What I do as a Site Reliabilty Engineer

A Site Reliability Engineer (SRE) is a vital role in the world of modern technology. Think of them as the bridge between software development and IT operations, ensuring that a system—like a website, app, or platform—runs smoothly, reliably, and scales effectively. Their job is all about preventing issues before they occur, minimizing downtime, and improving overall system performance.

Here’s how I do it and the tools I use:

Role Responsibilities:

Reliability and Performance: SREs constantly monitor systems to identify and resolve any bottlenecks or inefficiencies. Their goal is to ensure users have a seamless experience.

Automation: They use tools and scripts to automate repetitive tasks, like deploying software updates or scaling resources during traffic spikes. This reduces human error and frees up time for more strategic work.

Incident Response: When things go wrong (such as outages), SREs are often the first responders. They analyze the problem, mitigate its impact, and work on long-term solutions.

Capacity Planning: SREs predict future growth and ensure the infrastructure can handle increased traffic or demand without breaking.

Collaboration: They work closely with developers to make software more maintainable and stable.

Tools of the Trade:

SREs have a toolkit that’s as impressive as their skills:

Monitoring and Alerting: Tools like *Prometheus*, *Nagios*, *AppNeta*, *Aternity*, and *ThousandEyes* help track system health in real-time and send alerts for anomalies.

Version Control Systems: Software like *Git* ensures SREs can manage changes to code efficiently.

Infrastructure Management: Platforms like *Terraform*, *Ansible*, and *Kubernetes* help SREs automate the deployment and scaling of infrastructure.

Incident Management: Tools like *PagerDuty* or *ServiceNow* help coordinate responses during system failures.

Log Analysis and Debugging: *Splunk* and *ELK Stack* (Elasticsearch, Logstash, Kibana) allow SREs to sift through logs and find the root cause of issues.

CI/CD Pipelines: Tools like *Jenkins* automate code testing and deployment.

In essence, a Site Reliability Engineer keeps the digital world ticking, ensuring users experience fewer disruptions and developers can innovate without worrying about the platform crashing.
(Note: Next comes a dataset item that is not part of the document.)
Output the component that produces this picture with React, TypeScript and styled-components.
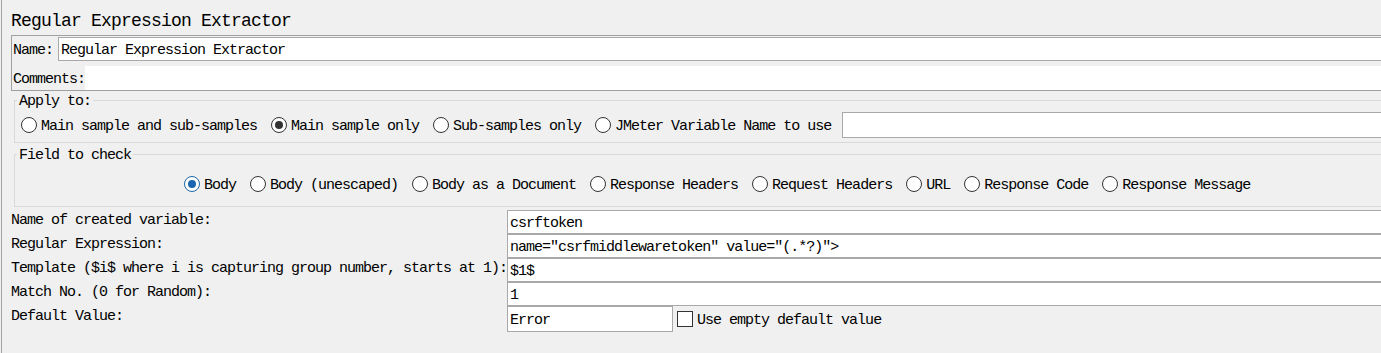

Their mix of technical expertise, problem-solving skills, and proactive mindset makes them invaluable to any tech-driven organization!
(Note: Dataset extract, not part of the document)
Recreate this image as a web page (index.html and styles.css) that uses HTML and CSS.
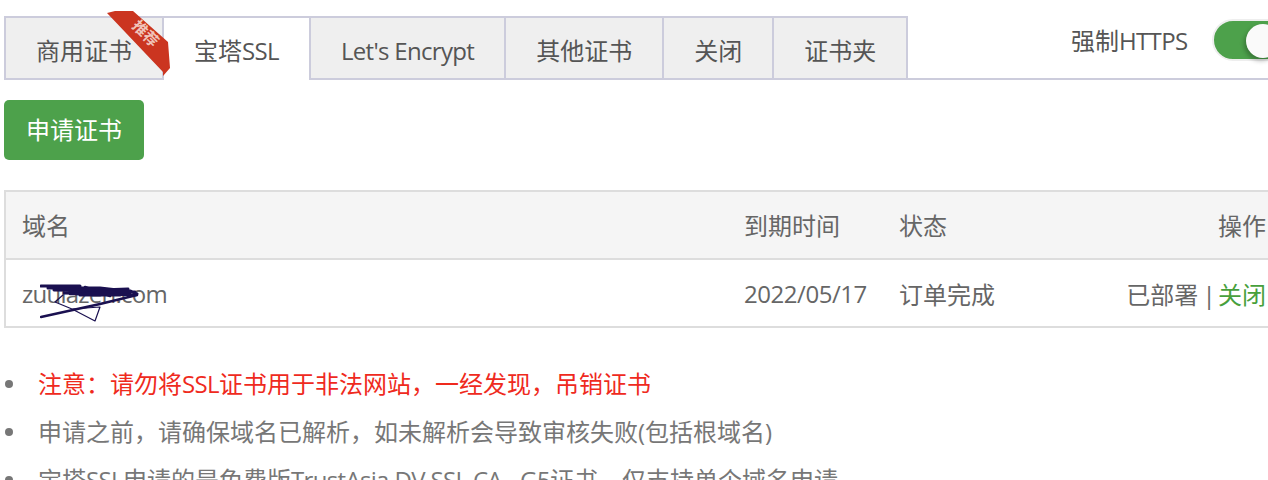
FILE: index.html
```html
<!DOCTYPE html>
<html lang="zh">
<head>
<meta charset="utf-8">
<title>SSL</title>
<link rel="stylesheet" href="styles.css">
</head>
<body>
<div class="page">
  <div class="tabbar">
    <ul class="tabs">
      <li class="tab">商用证书</li>
      <li class="tab active">宝塔<span class="lat">SSL</span></li>
      <li class="tab"><span class="lat encrypt">Let's Encrypt</span></li>
      <li class="tab">其他证书</li>
      <li class="tab">关闭</li>
      <li class="tab">证书夹</li>
    </ul>
    <svg class="ribbon" width="66" height="70" viewBox="0 0 66 70">
      <polygon points="1,3 9,1 27,1 62,32 64,58 57,66 57,62" fill="#cb3520"/>
    </svg>
    <span class="ribbon-text">推荐</span>
    <div class="https">
      <span class="https-label">强制<span class="lat">HTTPS</span></span>
      <span class="toggle"><span class="knob"></span></span>
    </div>
  </div>
  <button class="apply">申请证书</button>
  <table class="certs">
    <thead>
      <tr><th class="c-domain">域名</th><th class="c-date">到期时间</th><th class="c-status">状态</th><th class="c-op">操作</th></tr>
    </thead>
    <tbody>
      <tr>
        <td class="c-domain"><span class="lat tight">zuulazen.com</span></td>
        <td><span class="lat date">2022/05/17</span></td>
        <td>订单完成</td>
        <td class="c-op">已部署<span class="sep"> | </span><a class="link">关闭</a></td>
      </tr>
    </tbody>
  </table>
  <svg class="scribble" width="110" height="42" viewBox="0 0 110 42" fill="none" stroke="#1a1050" stroke-linecap="round" stroke-linejoin="round">
    <path d="M1 2 L40 2 M8 4 L60 4 L95 8 M14 6 L90 7 L97 10 M24 9 L90 10 M34 7 L88 5 M40 11 L80 11" stroke-width="3"/>
    <path d="M20 4 L75 8 L30 10 L96 11 M45 3 L70 12" stroke-width="2.6"/>
    <path d="M97 11 L60 20 L1 33" stroke-width="2.4"/>
    <path d="M32 25 L60 23 L55 37 L32 25 L15 18 L23 11" stroke-width="1.2"/>
  </svg>
  <ul class="notes">
    <li><span class="warn">注意：请勿将<span class="lat">SSL</span>证书用于非法网站，一经发现，吊销证书</span></li>
    <li><span>申请之前，请确保域名已解析，如未解析会导致审核失败(包括根域名)</span></li>
    <li><span>宝塔<span class="lat">SSL</span>申请的是免费版<span class="lat">TrustAsia DV SSL CA - G5</span>证书，仅支持单个域名申请</span></li>
  </ul>
</div>
</body>
</html>
```
FILE: styles.css
```css
* { box-sizing: border-box; }
html, body { margin: 0; height: 480px; overflow: hidden; background: #fff; }
body { font-family: "Open Sans", "Noto Sans CJK SC", sans-serif; font-size: 24px; color: #666; }
.page { position: relative; width: 1280px; padding: 16px 0 0 4px; }
.lat { letter-spacing: -.65px; }
.lat.tight { letter-spacing: -.75px; }
.lat.encrypt { letter-spacing: -.68px; }
.lat.date { letter-spacing: -.45px; }
.tabbar { position: relative; height: 64px; border-bottom: 2px solid #ccccdc; }
.tabs { display: flex; margin: 0; padding: 0; list-style: none; width: max-content; }
.tab { height: 62px; line-height: 66px; padding: 0 30px; color: #555; background: #efefef; border: 2px solid #ccccdc; border-left-width: 0; border-bottom-width: 0; white-space: nowrap; }
.tab:first-child { border-left-width: 2px; }
.tab.active { background: #fff; height: 64px; }
.ribbon { position: absolute; left: 102px; top: -6px; }
.ribbon-text { position: absolute; left: 127px; top: 7px; font-size: 15px; line-height: 20px; color: #f0c4ba; font-weight: 700; white-space: nowrap; transform: rotate(45deg); }
.https { position: absolute; left: 1067px; top: 2px; display: flex; align-items: center; gap: 25px; white-space: nowrap; }
.https-label { color: #555; line-height: 40px; margin-top: 3px; }
.toggle { position: relative; display: block; width: 80px; height: 42px; border-radius: 21px; background: #4da14b; border: 2px solid #eee; }
.knob { position: absolute; left: 32px; top: 3px; width: 34px; height: 34px; border-radius: 50%; background: #fafafa; box-shadow: -2px 3px 4px rgba(0,0,0,.25); }
.apply { display: block; width: 140px; height: 60px; margin: 20px 0 30px; padding: 0 0 3px; border: 0; border-radius: 5px; background: #4da14b; color: #fff; font: inherit; }
.certs { width: 1280px; border-collapse: separate; border-spacing: 0; table-layout: fixed; border: 2px solid #ddd; }
.certs th, .certs td { padding: 0 16px; text-align: left; font-weight: 400; color: #666; white-space: nowrap; }
.certs th { height: 68px; padding-bottom: 2px; background: #f5f5f5; border-bottom: 2px solid #ddd; }
.certs td { height: 66px; }
.c-domain { width: 722px; }
.c-date { width: 155px; }
.c-status { width: 160px; }
.certs .c-op { text-align: right; }
.sep { letter-spacing: -2px; }
.link { color: #47a03c; }
.scribble { position: absolute; left: 40px; top: 284px; }
.notes { margin: 32px 0 0; padding: 0 0 0 1px; color: #777; list-style: none; }
.notes li { display: flex; align-items: center; gap: 25px; line-height: 48px; white-space: nowrap; }
.notes li::before { content: ""; width: 8px; height: 8px; border-radius: 50%; background: #777; }
.warn { color: #ef2a1d; }
```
Checking the health of this Site

I am using my skills on this site. I am monitoring the health through Azure for all of the hits and health of the site. I get alerts when some of you push the site to a whooping 20 hits per hour. Yes I know that is low, but this isn't facebook or ebay. It is a personal site for me. So if 20 people are hitting it per hour, I REALLY need to know about it. That is what SRE need to know. I also get logs and can create my own grafana dashboard from the data. Do I really need to do this? No.. I do it to keep my skills up. That is what continual learning does. It keeps you on your toes.